This section provides the technical core of this guide: the specific UL-listed CFS wall assemblies most commonly specified for multifamily mid-rise construction. Each assembly type includes UL Design Number references, stud specifications, gypsum board requirements, and achieved ratings.

4.1 Load-Bearing Exterior Walls

CFS load-bearing exterior walls in mid-rise multifamily must achieve the fire-resistance rating required by IBC Table 601 for the construction type and by IBC Table 602 for the fire separation distance. UL Design U425 is the most widely referenced assembly series for CFS load-bearing exterior walls.

UL U425: 1-hour fire-resistance-rated load-bearing wall assembly. Typical tested configuration: 3-5/8 in. to 6 in. CFS studs, 20 gauge (33 mil) minimum, 16 in. o.c. spacing, with one layer of 5/8 in. Type X gypsum board (per ASTM C1396) on each face. Interior cavity insulation: 3-1/2 in. mineral wool friction-fit batts. This assembly achieves a 1-hour bearing-wall rating and STC 45-50 depending on insulation type. For 2-hour rating, the assembly requires two layers of 5/8 in. Type X gypsum board on each face with staggered joints and the same stud and insulation configuration.

UL U423 provides an alternative exterior wall configuration with enhanced resilient channel attachment for improved acoustic performance while maintaining the 1-hour fire-resistance rating. This assembly uses resilient channels at 24 in. o.c. on one side with a single layer of 5/8 in. Type X gypsum, achieving STC 52-56.

Key Benefits:

• UL U425 series covers the most common mid-rise CFS exterior wall conditions with a single tested assembly family
• Continuous insulation (CI) can be added outboard of the gypsum sheathing without affecting the fire rating — enabling energy code compliance without assembly re-testing
• 20-gauge studs at 16 in. o.c. provide adequate axial capacity for 5-story load-bearing conditions per AISI S240 and AISI S100 effective width method

4.2 Interior Load-Bearing Walls (Corridor and Demising)

Interior load-bearing walls in multifamily mid-rise include corridor walls and demising (party) walls between dwelling units. IBC Section 708 requires dwelling unit separation walls to provide a minimum 1-hour fire-resistance rating (or 1/2-hour in fully sprinklered Type IIB buildings). Most multifamily developers specify 1-hour minimum for all unit-to-unit and unit-to-corridor walls regardless of construction type, as this provides both fire safety and acoustic separation.
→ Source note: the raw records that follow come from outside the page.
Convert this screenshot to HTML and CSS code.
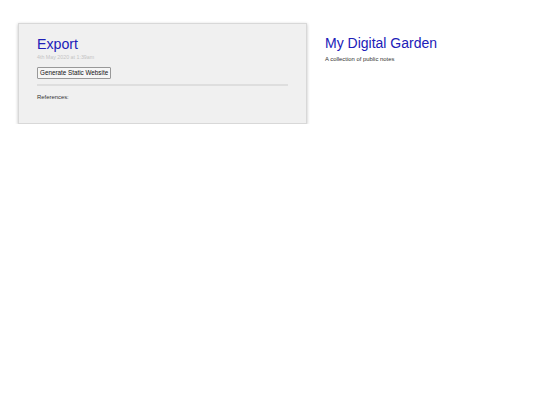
FILE: index.html
```html
<!DOCTYPE html>
<html>
<head>
<meta charset="utf-8">
<link rel="stylesheet" href="styles.css">
</head>
<body>
<div class="page">
  <main class="card">
    <h1 class="title">Export</h1>
    <div class="date">4th May 2020 at 1:39am</div>
    <button class="btn">Generate Static Website</button>
    <hr class="rule">
    <div class="refs">References:</div>
  </main>
  <aside class="side">
    <h2 class="site-title">My Digital Garden</h2>
    <p class="site-desc">A collection of public notes</p>
  </aside>
</div>
</body>
</html>
```

FILE: styles.css
```css
html, body {
  margin: 0;
  padding: 0;
  background: #fff;
  font-family: "Liberation Sans", Arial, sans-serif;
}
.page {
  display: flex;
  align-items: flex-start;
  gap: 18px;
  padding: 23px 0 0 18px;
}
.card {
  box-sizing: border-box;
  width: 289px;
  height: 101px;
  background: #f0f0f0;
  border: 1px solid #d8d8d8;
  box-shadow: 0 1px 3px rgba(0,0,0,0.25);
  padding: 11px 18px 0 18px;
}
.title {
  margin: 0;
  font-size: 14.2px;
  font-weight: normal;
  color: #2020b8;
  line-height: 18px;
}
.date {
  font-size: 5.3px;
  color: #c4c4c4;
  line-height: 7px;
  margin-top: 1px;
}
.btn {
  display: block;
  margin-top: 6px;
  font-family: "Liberation Sans", Arial, sans-serif;
  font-size: 6.3px;
  color: #111;
  background: #f6f6f6;
  border: 1px solid #999;
  border-radius: 1px;
  padding: 1px 2px;
  line-height: 8px;
}
.rule {
  margin: 5px 0 0 0;
  border: 0;
  height: 2px;
  background: #dedede;
}
.refs {
  font-size: 5.9px;
  color: #333;
  margin-top: 7px;
  line-height: 8px;
}
.side {
  padding-top: 11px;
}
.site-title {
  margin: 0;
  font-size: 14px;
  font-weight: normal;
  color: #2020b8;
  line-height: 18px;
}
.site-desc {
  margin: 3px 0 0 0;
  font-size: 5.9px;
  color: #333;
  line-height: 8px;
}
```
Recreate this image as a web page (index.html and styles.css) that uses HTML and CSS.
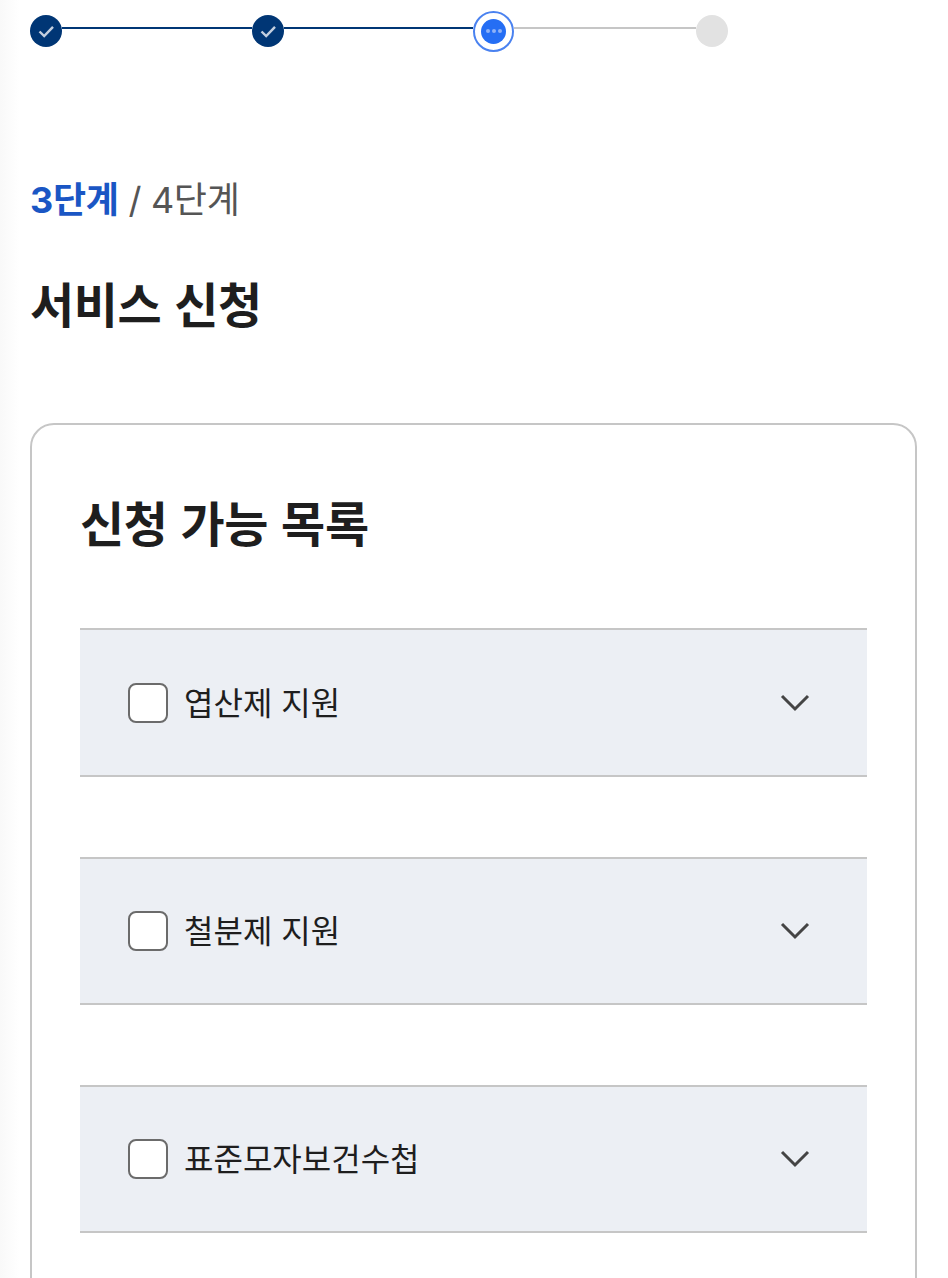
FILE: index.html
```html
<!DOCTYPE html>
<html lang="ko">

<head>
    <meta charset="UTF-8">
    <meta name="viewport" content="width=device-width, initial-scale=1.0">
    <title>서비스 신청</title>
    <link rel="stylesheet" href="styles.css">
</head>

<body>
    <main class="page">
        <ol class="stepper">
            <li class="step step-done">
                <svg class="step-icon" viewBox="0 0 18 14" width="17" height="13" aria-hidden="true">
                    <path d="M1.5 7 L6.5 12 L16 2" fill="none" stroke="#c3cfdf" stroke-width="2.6" />
                </svg>
            </li>
            <li class="step-line step-line-done"></li>
            <li class="step step-done">
                <svg class="step-icon" viewBox="0 0 18 14" width="17" height="13" aria-hidden="true">
                    <path d="M1.5 7 L6.5 12 L16 2" fill="none" stroke="#c3cfdf" stroke-width="2.6" />
                </svg>
            </li>
            <li class="step-line step-line-done step-line-short"></li>
            <li class="step step-current">
                <span class="step-dots"><i></i><i></i><i></i></span>
            </li>
            <li class="step-line"></li>
            <li class="step step-todo"></li>
        </ol>

        <p class="step-count"><strong>3단계</strong> / 4단계</p>
        <h1 class="page-title">서비스 신청</h1>

        <section class="panel">
            <h2 class="panel-title">신청 가능 목록</h2>
            <ul class="apply-list">
                <li class="apply-item">
                    <label class="apply-label"><span class="check-box"></span><span class="apply-text">엽산제 지원</span></label>
                    <svg class="chevron" viewBox="0 0 32 20" width="32" height="20" aria-hidden="true">
                        <path d="M3 3 L16 16 L29 3" fill="none" stroke="#444" stroke-width="3" />
                    </svg>
                </li>
                <li class="apply-item">
                    <label class="apply-label"><span class="check-box"></span><span class="apply-text">철분제 지원</span></label>
                    <svg class="chevron" viewBox="0 0 32 20" width="32" height="20" aria-hidden="true">
                        <path d="M3 3 L16 16 L29 3" fill="none" stroke="#444" stroke-width="3" />
                    </svg>
                </li>
                <li class="apply-item">
                    <label class="apply-label"><span class="check-box"></span><span class="apply-text">표준모자보건수첩</span></label>
                    <svg class="chevron" viewBox="0 0 32 20" width="32" height="20" aria-hidden="true">
                        <path d="M3 3 L16 16 L29 3" fill="none" stroke="#444" stroke-width="3" />
                    </svg>
                </li>
            </ul>
        </section>
    </main>
</body>

</html>
```

FILE: styles.css
```css
html,
body {
    margin: 0;
    padding: 0;
    height: 1278px;
    overflow: hidden;
}

body {
    background: linear-gradient(to right, #f9f9f9, #fff 20px);
    font-family: "Noto Sans CJK KR", "Noto Sans", sans-serif;
    color: #1e1e1e;
}

.page {
    padding: 15px 31px 0 30px;
}

.stepper {
    display: flex;
    align-items: center;
    width: 698px;
    height: 32px;
    margin: 0;
    padding: 0;
    list-style: none;
}

.step {
    display: flex;
    flex: none;
    align-items: center;
    justify-content: center;
    box-sizing: border-box;
    width: 32px;
    height: 32px;
    border-radius: 50%;
}

.step-done {
    background-color: #003675;
}

.step-current {
    width: 41px;
    height: 41px;
    border: 2px solid #4a82f0;
    background-color: #fff;
}

.step-todo {
    background-color: #e2e2e2;
}

.step-line {
    flex: 1;
    height: 2px;
    margin-top: -6px;
    background-color: #c6c6c6;
}

.step-line-done {
    flex: none;
    width: 190px;
    background-color: #003675;
}

.step-line-short {
    width: 189px;
}

.step-dots {
    display: flex;
    align-items: center;
    justify-content: center;
    gap: 2px;
    width: 25px;
    height: 25px;
    border-radius: 50%;
    background-color: #256ef4;
}

.step-dots i {
    width: 4px;
    height: 4px;
    border-radius: 50%;
    background-color: #8fb2f6;
}

.step-count {
    margin: 129px 0 0;
    font-family: Inter, "Noto Sans CJK KR", sans-serif;
    font-size: 36px;
    line-height: 48px;
    letter-spacing: -0.3px;
    color: #555;
}

.step-count strong {
    font-weight: 700;
    color: #1a56c4;
}

.page-title {
    margin: 46px 0 0;
    font-size: 48px;
    line-height: 64px;
    font-weight: 700;
    letter-spacing: -0.4px;
}

.panel {
    box-sizing: border-box;
    height: 1000px;
    margin-top: 89px;
    padding: 64px 48px 0;
    border: 2px solid #c6c6c6;
    border-radius: 24px;
}

.panel-title {
    margin: 0;
    font-size: 48px;
    line-height: 64px;
    font-weight: 700;
    letter-spacing: -0.4px;
}

.apply-list {
    margin: 75px 0 0;
    padding: 0;
    list-style: none;
}

.apply-item {
    display: flex;
    align-items: center;
    justify-content: space-between;
    box-sizing: border-box;
    height: 148px;
    margin-bottom: 80px;
    padding: 0 56px 0 48px;
    border-top: 2px solid #c6c6c6;
    border-bottom: 2px solid #c6c6c6;
    background-color: #eceff4;
}

.apply-item:first-child {
    height: 149px;
}

.apply-label {
    display: flex;
    align-items: center;
    gap: 16px;
    font-size: 32px;
    line-height: 44px;
    color: #1e1e1e;
}

.apply-text {
    margin-bottom: 4px;
}

.check-box {
    box-sizing: border-box;
    width: 40px;
    height: 40px;
    border: 2px solid #6b6b6b;
    border-radius: 8px;
    background-color: #fff;
}

.chevron {
    display: block;
}
```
UL U419: 1-hour fire-resistance-rated load-bearing CFS partition. Typical configuration: 3-5/8 in. CFS studs, 20 gauge minimum, 24 in. o.c. spacing, one layer 5/8 in. Type X gypsum board on each side, 3-1/2 in. glass fiber insulation in the cavity. This assembly achieves STC 45-48. For enhanced acoustic performance at corridor walls, adding resilient channels on one side (per UL U423 modifications) increases the STC to 52-56, which meets the IBC Section 1207 requirement for STC 50 at dwelling unit separations.

For 2-hour rated corridor walls (required where corridor serves as exit access in some jurisdictions), UL U411 provides a tested configuration with two layers of 5/8 in. Type X gypsum board on each side of 3-5/8 in. CFS studs at 16 in. o.c., achieving 2-hour bearing and STC 55-58.

4.3 Area Separation Walls

Area separation fire walls per IBC Section 706 enable larger building footprints by dividing a structure into separate building areas per IBC Table 506. For Group R-2 occupancies, fire walls require a minimum 2-hour fire-resistance rating. These walls must maintain structural stability under fire conditions such that collapse of construction on one side does not cause collapse of the wall or construction on the opposite side.

CFS double-stud area separation walls achieve 2-hour and 3-hour ratings using independent stud rows separated by an air gap. The typical 2-hour configuration per UL U466: two independent rows of 3-5/8 in. CFS studs at 24 in. o.c. with a 1 in. minimum air gap between rows. Each side receives two layers of 5/8 in. Type X gypsum board. Mineral wool insulation fills both cavities. This assembly achieves a 2-hour fire-resistance rating and STC 60+, exceeding the IBC Section 1207 minimum of STC 50 for dwelling unit separation by a significant margin.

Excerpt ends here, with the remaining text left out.